# Problem requirements
Check each line of the material below for the string "with", then report how many lines have it, and nothing else.

# Dataset records
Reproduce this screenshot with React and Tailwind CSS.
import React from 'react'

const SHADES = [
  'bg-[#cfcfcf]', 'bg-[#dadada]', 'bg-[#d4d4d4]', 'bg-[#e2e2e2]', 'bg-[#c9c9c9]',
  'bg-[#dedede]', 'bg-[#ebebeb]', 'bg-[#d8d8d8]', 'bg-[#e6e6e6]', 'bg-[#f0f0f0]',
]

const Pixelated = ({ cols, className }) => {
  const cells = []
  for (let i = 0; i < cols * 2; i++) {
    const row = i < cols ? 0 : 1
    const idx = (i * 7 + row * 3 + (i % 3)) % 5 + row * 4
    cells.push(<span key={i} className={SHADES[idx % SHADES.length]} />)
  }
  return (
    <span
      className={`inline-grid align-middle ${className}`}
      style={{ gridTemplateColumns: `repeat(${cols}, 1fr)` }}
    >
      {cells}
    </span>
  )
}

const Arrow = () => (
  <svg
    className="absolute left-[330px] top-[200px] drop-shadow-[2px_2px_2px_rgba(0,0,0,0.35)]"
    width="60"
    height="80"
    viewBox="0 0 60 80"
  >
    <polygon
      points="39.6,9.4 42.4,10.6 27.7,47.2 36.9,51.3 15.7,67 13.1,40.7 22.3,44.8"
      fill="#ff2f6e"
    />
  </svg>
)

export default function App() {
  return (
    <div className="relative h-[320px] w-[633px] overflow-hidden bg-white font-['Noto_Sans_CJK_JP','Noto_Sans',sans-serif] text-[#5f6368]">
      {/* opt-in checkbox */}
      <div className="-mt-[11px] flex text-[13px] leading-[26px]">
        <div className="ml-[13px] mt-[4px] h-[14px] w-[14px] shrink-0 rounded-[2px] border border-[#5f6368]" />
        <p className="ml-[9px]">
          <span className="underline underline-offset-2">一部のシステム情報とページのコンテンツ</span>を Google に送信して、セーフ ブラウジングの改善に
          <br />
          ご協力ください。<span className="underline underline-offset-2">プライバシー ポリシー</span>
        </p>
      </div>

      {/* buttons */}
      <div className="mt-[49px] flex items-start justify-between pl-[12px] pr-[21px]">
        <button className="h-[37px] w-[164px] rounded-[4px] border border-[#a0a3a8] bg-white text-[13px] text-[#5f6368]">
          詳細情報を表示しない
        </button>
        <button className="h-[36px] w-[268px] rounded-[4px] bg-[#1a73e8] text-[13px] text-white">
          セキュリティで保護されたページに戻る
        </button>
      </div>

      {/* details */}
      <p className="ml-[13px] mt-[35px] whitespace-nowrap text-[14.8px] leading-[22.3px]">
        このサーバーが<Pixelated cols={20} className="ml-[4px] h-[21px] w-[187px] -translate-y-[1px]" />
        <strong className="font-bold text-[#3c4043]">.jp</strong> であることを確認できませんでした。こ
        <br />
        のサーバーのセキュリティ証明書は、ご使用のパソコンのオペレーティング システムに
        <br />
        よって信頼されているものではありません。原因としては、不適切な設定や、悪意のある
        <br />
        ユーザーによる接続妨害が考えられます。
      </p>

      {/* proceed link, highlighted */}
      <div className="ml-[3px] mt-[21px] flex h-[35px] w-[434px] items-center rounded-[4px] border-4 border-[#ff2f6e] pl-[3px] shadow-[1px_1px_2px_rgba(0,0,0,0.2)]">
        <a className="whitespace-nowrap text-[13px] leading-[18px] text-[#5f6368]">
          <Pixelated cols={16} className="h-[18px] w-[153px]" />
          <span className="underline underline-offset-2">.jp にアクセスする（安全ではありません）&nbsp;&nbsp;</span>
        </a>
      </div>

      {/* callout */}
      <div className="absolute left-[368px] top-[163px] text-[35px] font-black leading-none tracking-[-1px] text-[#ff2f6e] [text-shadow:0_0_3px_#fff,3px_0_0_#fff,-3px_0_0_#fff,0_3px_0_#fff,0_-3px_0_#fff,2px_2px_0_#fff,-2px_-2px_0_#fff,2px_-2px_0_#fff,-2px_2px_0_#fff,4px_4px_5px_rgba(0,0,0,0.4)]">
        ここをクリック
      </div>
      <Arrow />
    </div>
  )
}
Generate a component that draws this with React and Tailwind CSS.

# Result of the exercise
2